Breve storia del cinema italiano: i fasti del passato la crisi del presente

Pubblicato il 8 Marzo 2013 alle 11:38 Autore: L Undici

Cinecittà per un poco rappresentò lo specchio della gloria fascista, quando a lavorare erano, oltre alle star già citate, i cari al regime Leonardo Cortese, Osvaldo Valenti e Luisa Ferida (gli ultimi due, legati nella vita, finirono fucilati dai partigiani). In seguito negli studi si risentì del clima di guerra, la produzione si spostò al nord. La cupezza di quei momenti ebbe il merito di stimolare la creatività degli astri nascenti di Rossellini e De Sica, manifesti viventi del neorealismo, che diverrà una corrente letteraria, all’inverso del solito.

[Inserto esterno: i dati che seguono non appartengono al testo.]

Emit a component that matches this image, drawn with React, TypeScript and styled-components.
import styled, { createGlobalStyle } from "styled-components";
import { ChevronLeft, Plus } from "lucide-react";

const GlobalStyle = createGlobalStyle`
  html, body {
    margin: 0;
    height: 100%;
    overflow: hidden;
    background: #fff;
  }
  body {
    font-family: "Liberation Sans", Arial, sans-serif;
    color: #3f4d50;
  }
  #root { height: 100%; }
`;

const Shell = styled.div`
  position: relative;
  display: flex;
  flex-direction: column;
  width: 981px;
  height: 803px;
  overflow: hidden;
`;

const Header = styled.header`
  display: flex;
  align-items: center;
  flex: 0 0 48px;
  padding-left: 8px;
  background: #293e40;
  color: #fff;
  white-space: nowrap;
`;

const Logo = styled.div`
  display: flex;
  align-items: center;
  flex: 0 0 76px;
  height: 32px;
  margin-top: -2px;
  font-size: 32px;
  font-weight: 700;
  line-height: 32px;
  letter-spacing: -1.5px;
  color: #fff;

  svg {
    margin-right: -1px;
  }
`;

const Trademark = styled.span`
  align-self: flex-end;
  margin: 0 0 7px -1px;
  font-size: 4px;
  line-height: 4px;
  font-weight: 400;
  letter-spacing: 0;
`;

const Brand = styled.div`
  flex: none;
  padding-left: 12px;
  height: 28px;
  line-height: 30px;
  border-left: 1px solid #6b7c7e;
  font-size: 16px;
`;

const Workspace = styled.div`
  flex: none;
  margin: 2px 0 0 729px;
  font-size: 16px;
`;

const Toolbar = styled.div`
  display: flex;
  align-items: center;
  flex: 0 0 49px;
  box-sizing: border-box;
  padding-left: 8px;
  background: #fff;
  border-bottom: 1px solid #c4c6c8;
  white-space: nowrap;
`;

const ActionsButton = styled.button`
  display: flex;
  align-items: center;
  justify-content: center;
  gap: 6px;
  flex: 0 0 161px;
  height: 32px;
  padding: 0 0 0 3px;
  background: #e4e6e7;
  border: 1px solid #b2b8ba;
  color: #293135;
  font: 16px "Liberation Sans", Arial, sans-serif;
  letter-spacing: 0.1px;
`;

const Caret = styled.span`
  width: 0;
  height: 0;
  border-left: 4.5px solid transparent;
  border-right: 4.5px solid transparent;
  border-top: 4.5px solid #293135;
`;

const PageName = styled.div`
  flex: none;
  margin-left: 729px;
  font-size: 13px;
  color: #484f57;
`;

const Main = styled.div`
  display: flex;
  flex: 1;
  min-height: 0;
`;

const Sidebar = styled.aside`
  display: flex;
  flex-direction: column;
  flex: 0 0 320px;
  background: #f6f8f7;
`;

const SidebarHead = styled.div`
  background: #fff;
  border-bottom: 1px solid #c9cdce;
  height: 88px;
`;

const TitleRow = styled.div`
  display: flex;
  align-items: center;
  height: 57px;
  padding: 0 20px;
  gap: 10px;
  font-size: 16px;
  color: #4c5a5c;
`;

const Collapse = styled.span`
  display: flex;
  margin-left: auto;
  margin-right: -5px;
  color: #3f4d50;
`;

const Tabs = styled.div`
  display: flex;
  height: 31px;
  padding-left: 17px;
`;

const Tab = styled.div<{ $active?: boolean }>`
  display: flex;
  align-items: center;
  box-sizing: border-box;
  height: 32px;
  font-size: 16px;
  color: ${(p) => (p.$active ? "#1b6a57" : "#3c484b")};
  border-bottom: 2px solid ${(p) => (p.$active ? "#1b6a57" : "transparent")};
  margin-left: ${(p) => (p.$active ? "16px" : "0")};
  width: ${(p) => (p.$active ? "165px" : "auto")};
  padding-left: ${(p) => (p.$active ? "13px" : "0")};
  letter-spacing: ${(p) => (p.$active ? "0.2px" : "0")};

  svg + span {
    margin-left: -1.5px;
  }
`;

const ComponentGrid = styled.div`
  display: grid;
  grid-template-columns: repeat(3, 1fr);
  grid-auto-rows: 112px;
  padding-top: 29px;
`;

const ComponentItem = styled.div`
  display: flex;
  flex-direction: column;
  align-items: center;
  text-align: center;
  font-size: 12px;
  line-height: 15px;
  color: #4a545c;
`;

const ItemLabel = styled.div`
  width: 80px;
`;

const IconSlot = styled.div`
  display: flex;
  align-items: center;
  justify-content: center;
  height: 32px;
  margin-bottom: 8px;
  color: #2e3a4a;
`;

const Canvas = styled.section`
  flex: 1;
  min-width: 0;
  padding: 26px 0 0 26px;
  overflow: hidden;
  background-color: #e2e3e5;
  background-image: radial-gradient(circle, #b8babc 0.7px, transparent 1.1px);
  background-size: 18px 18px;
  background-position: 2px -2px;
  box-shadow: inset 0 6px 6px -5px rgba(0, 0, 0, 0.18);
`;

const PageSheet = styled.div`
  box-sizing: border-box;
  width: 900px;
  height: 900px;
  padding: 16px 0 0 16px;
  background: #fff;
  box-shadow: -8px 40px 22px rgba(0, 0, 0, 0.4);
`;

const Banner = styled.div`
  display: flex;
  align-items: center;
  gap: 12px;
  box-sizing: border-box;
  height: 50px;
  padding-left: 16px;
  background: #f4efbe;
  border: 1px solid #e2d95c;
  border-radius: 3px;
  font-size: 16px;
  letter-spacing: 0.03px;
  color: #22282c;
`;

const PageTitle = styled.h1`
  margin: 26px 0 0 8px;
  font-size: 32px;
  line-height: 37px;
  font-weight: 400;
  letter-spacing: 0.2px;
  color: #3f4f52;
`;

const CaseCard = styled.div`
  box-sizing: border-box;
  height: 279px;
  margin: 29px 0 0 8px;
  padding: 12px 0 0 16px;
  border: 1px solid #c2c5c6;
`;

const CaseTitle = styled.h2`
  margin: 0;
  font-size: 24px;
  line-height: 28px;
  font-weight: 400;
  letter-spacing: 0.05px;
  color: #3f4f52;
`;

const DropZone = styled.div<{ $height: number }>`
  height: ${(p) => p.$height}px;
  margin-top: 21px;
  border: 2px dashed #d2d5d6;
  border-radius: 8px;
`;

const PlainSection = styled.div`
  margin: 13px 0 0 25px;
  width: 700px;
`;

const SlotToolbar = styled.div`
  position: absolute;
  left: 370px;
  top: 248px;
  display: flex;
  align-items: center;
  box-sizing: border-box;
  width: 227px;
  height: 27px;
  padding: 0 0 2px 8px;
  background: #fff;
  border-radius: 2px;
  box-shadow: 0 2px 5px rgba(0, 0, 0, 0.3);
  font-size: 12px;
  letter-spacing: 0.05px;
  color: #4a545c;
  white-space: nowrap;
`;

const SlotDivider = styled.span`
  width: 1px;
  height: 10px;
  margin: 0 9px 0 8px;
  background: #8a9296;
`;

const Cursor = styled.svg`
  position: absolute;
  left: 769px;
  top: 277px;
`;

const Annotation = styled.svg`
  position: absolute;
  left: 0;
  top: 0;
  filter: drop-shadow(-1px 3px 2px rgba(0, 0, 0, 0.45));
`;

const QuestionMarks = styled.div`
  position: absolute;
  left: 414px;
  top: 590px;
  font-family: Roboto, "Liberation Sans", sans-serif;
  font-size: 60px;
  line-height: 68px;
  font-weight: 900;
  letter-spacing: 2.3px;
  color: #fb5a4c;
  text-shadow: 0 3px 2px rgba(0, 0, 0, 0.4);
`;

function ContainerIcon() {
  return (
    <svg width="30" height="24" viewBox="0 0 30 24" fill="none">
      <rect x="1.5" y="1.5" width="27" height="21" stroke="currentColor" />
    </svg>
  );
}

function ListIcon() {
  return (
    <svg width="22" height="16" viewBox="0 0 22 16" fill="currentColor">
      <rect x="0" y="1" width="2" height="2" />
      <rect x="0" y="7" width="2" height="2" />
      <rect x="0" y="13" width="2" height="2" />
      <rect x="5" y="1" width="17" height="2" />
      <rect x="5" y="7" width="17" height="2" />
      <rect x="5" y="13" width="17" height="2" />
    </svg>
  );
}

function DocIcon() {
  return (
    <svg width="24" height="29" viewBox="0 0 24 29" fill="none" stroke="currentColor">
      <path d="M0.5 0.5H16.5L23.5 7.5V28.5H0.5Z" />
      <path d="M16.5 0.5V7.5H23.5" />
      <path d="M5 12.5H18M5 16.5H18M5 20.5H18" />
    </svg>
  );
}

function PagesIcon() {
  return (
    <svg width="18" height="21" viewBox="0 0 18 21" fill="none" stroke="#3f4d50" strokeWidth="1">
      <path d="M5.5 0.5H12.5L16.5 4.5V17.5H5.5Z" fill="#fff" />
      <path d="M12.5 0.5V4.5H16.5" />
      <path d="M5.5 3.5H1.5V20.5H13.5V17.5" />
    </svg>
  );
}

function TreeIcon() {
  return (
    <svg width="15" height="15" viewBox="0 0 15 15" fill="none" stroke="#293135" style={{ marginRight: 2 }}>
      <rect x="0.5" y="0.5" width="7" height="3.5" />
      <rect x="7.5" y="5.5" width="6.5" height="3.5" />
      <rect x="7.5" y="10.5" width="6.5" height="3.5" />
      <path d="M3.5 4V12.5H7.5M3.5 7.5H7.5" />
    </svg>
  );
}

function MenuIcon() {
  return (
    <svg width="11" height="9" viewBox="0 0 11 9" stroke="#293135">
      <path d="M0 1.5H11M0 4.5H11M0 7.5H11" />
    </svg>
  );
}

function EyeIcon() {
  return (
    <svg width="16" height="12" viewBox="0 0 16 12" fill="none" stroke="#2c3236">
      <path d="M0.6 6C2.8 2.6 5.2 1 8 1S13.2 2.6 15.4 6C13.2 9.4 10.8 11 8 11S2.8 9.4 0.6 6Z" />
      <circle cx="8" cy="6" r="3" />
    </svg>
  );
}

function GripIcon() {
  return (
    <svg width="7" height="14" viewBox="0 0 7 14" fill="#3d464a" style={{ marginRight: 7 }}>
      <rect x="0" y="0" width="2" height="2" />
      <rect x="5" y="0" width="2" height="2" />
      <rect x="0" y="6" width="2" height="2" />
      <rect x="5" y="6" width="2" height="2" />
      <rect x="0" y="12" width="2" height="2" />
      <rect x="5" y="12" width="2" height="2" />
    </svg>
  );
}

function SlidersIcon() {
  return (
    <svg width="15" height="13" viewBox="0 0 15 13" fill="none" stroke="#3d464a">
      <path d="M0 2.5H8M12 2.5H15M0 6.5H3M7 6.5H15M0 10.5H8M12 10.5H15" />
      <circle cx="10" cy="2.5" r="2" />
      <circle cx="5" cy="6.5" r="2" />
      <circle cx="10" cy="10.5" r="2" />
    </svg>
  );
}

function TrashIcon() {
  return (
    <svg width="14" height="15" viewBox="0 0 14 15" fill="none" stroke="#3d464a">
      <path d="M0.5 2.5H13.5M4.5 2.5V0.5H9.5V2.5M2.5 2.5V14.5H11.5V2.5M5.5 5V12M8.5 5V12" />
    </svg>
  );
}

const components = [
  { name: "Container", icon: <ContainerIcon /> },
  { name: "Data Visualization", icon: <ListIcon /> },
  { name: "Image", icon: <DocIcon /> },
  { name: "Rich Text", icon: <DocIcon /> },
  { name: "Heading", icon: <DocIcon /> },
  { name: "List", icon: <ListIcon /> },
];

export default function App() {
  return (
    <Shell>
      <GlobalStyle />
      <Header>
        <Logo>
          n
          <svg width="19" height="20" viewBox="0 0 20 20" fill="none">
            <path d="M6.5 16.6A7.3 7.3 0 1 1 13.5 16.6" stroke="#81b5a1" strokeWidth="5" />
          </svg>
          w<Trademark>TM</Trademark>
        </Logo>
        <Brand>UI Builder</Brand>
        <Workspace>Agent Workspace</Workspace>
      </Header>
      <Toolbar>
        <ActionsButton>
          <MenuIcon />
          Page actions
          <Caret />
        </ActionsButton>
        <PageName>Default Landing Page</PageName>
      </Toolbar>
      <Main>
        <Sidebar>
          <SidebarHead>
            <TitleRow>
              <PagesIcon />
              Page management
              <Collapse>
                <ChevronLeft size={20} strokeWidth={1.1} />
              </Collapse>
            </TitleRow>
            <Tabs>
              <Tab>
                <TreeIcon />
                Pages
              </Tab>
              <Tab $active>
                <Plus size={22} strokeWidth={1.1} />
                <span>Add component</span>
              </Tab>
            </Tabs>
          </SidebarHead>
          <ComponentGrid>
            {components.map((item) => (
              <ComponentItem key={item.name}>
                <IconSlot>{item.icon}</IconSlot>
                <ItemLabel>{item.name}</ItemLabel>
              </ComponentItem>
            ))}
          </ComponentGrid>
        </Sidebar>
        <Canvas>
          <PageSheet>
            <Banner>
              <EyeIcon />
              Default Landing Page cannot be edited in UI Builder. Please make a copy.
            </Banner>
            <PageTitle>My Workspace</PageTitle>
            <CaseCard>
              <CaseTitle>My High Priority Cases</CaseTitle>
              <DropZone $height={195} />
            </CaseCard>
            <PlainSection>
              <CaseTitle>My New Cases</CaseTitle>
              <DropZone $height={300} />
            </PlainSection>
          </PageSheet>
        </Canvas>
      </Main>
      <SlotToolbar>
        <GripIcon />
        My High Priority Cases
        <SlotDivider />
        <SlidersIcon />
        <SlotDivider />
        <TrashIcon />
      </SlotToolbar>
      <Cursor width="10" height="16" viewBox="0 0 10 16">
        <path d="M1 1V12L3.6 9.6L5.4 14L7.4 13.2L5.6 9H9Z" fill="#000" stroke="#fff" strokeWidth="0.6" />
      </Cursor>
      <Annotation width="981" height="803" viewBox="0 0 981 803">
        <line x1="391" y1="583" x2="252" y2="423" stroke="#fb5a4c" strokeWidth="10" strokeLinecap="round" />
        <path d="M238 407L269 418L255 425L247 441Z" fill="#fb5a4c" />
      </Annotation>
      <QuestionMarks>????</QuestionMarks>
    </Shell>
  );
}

I capolavori italiani furono molti e, con l’avvento del neorealismo, il nostro paese ebbe il suo momento di apoteosi, seppure non apprezzato da tutti. De Sica trionfò con titoli come:
-“I bambini ci guardano”  (1943), una sorta di Anna Karenina in salsa italiana. La protagonista ha una relazione e rompe il matrimonio, sotto lo sguardo sempre più sgomento del figlio, fino al suicidio del marito .
-“Sciuscià” (1947): protagonista è un giovanissimo Franco Interlenghi. Storia drammatica di due lustrascarpe che finiscono in carcere. Abominio e violenze.
“Ladri di Biciclette” (1949): interpretato da attori non professionisti (metodo caro a Vittorio). La dannazione degli umili. Un operaio non può lavorare perché derubato della bicicletta, che nessuno lo aiuterà a ritrovare; ma quando, disperato, tenterà di sottrarne una a sua volta, sarà subito scoperto e mortificato davanti al figlio. Pellicola “on the road”, dove la discesa agli inferi si snoda attraverso scene urbane di una Roma dolce e solatìa, ma crudele con gli oppressi.

Queste ultime due opere ottengono i primi due Oscar come miglior film straniero, ma altresì incassano le prime critiche, accusate di screditare l’immagine della nazione, che stava cercando di uscire a testa alta dalla guerra.

Una scena da “Miracolo a Milano”

“Miracolo a Milano” (1950):  più surreale e fantasy; protagonista un giovane orfano pieno di ideali e buoni sentimenti, che grazie ad essi farà volare la gente in piazza del Duomo (una scena che, a quanto pare, avrebbe ispirato Steven Speilberg per “E.T.”).

“Umberto D.” (1952): Sergio Tofano interpreta un pensionato al minimo, sotto la soglia di sopravvivenza. La sua unica compagnia è un cagnolino; riscuote simpatie tra i piccoli, mentre gli adulti gli infliggono malvagità a non finire.

L’Italia non ne usciva splendente e , come accennato, molti se ne adontarono. Era giusta l’accusa di screditare il nostro popolo? Ricordiamo che vi si associò anche la promessa politica di allora, Giulio Andreotti. Certamente l’etichetta di Italia in bilico tra “‘O sole mio” e disperazione è rimasta sempre un po’ attaccata al paese; e all’estero venivano richieste a gran voce sceneggiature all’italiana, dove non mancassero baracche , straccioni, lacrime e, in seguito, un po’ di malavita.

Il filone prosperò anche con prodotti meno titolati, ma dagli incassi stratosferici, come quelli interpretati dal rinnovato Nazzari con la maggiorata d’origine greca Yvonne Sanson: “Catene”, “Figli di nessuno”, “Tormento”. La regia era di Raffaello Matarazzo, che virava più sugli aspetti sentimentali delle angosce comuni, tra ragazze madri abbandonate, matrigne arcigne e sadiche, orgogli e pregiudizi al ragù. Nè mancavano i raffinati drammi di Visconti (Senso), a rialzare un po’ lo stile, portandolo dai sobborghi a raffinate ambientazioni d’epoca o rarefatte nebbie padane.